-- EXTRACTED RECORDS --
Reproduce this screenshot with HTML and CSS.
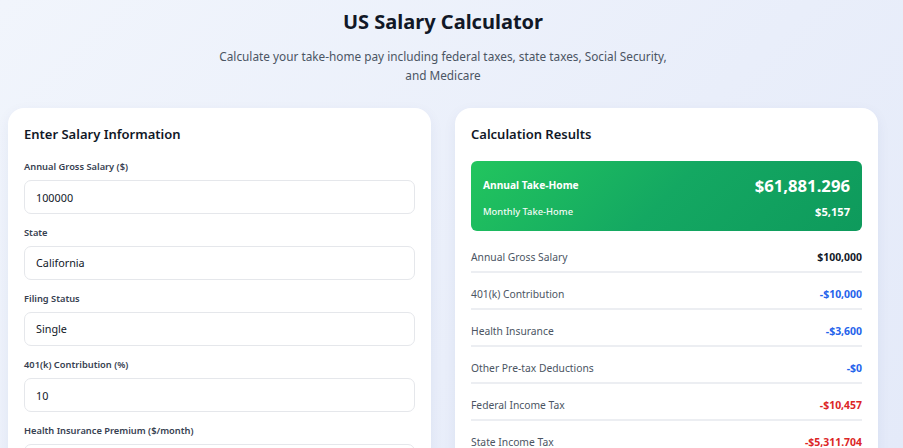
* * *
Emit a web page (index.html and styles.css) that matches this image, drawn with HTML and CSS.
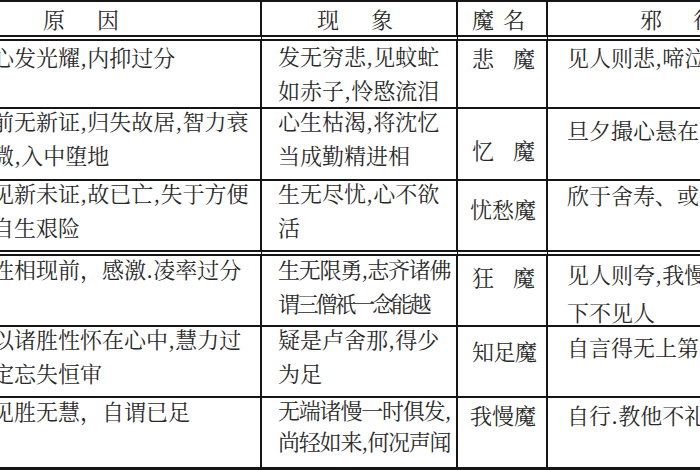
---
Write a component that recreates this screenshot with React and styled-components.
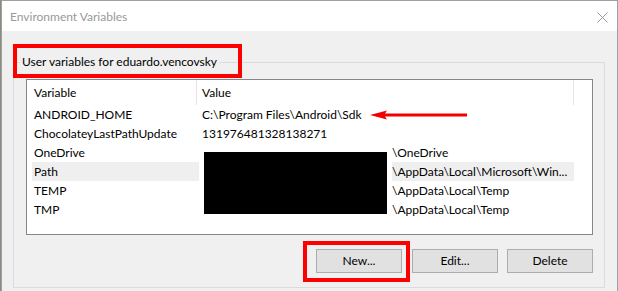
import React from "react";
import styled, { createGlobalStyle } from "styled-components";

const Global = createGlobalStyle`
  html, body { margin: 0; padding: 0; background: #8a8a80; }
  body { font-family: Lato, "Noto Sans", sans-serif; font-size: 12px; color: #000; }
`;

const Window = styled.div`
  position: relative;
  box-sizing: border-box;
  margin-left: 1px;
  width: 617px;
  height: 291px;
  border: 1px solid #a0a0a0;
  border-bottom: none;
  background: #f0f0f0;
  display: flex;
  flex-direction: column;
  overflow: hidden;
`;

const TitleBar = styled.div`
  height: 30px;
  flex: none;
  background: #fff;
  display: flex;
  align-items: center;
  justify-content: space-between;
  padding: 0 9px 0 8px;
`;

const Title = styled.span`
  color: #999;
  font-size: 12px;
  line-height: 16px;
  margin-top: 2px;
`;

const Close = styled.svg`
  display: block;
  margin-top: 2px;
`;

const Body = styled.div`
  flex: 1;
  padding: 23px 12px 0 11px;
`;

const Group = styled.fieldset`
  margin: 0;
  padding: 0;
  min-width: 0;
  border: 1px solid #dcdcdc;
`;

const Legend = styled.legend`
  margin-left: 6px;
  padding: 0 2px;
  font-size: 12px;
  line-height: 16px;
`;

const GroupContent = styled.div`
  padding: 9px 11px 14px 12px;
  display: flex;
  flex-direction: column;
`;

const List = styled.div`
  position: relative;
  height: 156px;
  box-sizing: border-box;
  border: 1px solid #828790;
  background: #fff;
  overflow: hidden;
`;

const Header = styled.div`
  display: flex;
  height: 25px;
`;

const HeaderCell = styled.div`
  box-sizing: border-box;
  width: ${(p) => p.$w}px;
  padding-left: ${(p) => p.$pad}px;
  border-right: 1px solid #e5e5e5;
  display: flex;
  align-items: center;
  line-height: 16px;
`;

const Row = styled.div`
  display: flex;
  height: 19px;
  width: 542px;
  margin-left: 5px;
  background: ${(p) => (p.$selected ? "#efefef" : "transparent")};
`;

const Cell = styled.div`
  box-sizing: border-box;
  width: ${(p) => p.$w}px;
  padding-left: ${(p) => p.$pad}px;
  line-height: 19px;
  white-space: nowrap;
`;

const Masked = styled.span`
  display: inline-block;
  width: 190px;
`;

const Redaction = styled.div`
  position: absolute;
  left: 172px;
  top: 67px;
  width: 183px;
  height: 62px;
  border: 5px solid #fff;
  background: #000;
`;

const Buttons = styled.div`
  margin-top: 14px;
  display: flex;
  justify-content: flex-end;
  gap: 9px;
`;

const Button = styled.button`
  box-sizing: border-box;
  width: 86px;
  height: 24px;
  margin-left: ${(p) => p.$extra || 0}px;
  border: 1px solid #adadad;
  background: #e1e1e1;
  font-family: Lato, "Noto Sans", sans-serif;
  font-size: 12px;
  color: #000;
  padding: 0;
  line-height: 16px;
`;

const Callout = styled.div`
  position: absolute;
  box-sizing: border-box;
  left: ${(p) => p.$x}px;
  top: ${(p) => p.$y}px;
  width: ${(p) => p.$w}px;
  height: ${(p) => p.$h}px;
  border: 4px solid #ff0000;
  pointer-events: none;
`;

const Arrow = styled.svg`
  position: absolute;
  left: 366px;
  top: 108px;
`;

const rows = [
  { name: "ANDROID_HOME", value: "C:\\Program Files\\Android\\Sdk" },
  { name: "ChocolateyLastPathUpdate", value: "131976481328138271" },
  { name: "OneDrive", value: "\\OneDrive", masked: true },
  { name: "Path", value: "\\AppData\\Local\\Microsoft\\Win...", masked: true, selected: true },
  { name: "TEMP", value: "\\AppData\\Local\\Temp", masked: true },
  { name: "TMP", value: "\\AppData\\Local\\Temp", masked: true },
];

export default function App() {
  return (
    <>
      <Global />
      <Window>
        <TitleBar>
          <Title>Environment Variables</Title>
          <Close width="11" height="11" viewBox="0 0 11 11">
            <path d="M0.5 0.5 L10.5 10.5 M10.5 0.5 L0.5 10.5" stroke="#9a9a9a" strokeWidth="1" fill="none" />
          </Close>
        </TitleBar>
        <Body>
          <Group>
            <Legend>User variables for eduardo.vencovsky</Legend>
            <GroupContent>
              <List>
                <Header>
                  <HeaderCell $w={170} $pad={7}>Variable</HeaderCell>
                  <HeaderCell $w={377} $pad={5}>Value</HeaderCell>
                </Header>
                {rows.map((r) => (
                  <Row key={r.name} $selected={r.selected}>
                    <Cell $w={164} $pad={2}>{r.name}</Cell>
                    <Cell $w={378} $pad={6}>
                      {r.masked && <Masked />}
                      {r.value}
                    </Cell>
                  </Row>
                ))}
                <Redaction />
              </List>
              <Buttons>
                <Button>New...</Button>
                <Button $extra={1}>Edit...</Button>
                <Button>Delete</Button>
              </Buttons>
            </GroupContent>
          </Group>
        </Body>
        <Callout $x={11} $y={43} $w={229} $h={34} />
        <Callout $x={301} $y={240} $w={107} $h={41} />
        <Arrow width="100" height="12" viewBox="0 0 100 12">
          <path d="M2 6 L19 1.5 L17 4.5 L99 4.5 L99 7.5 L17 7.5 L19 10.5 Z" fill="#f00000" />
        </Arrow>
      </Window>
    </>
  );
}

-- WHAT YOU HAVE TO DO --
Report how many lines in the records above contain the word "that", giving only the number.

-- RESULT --
2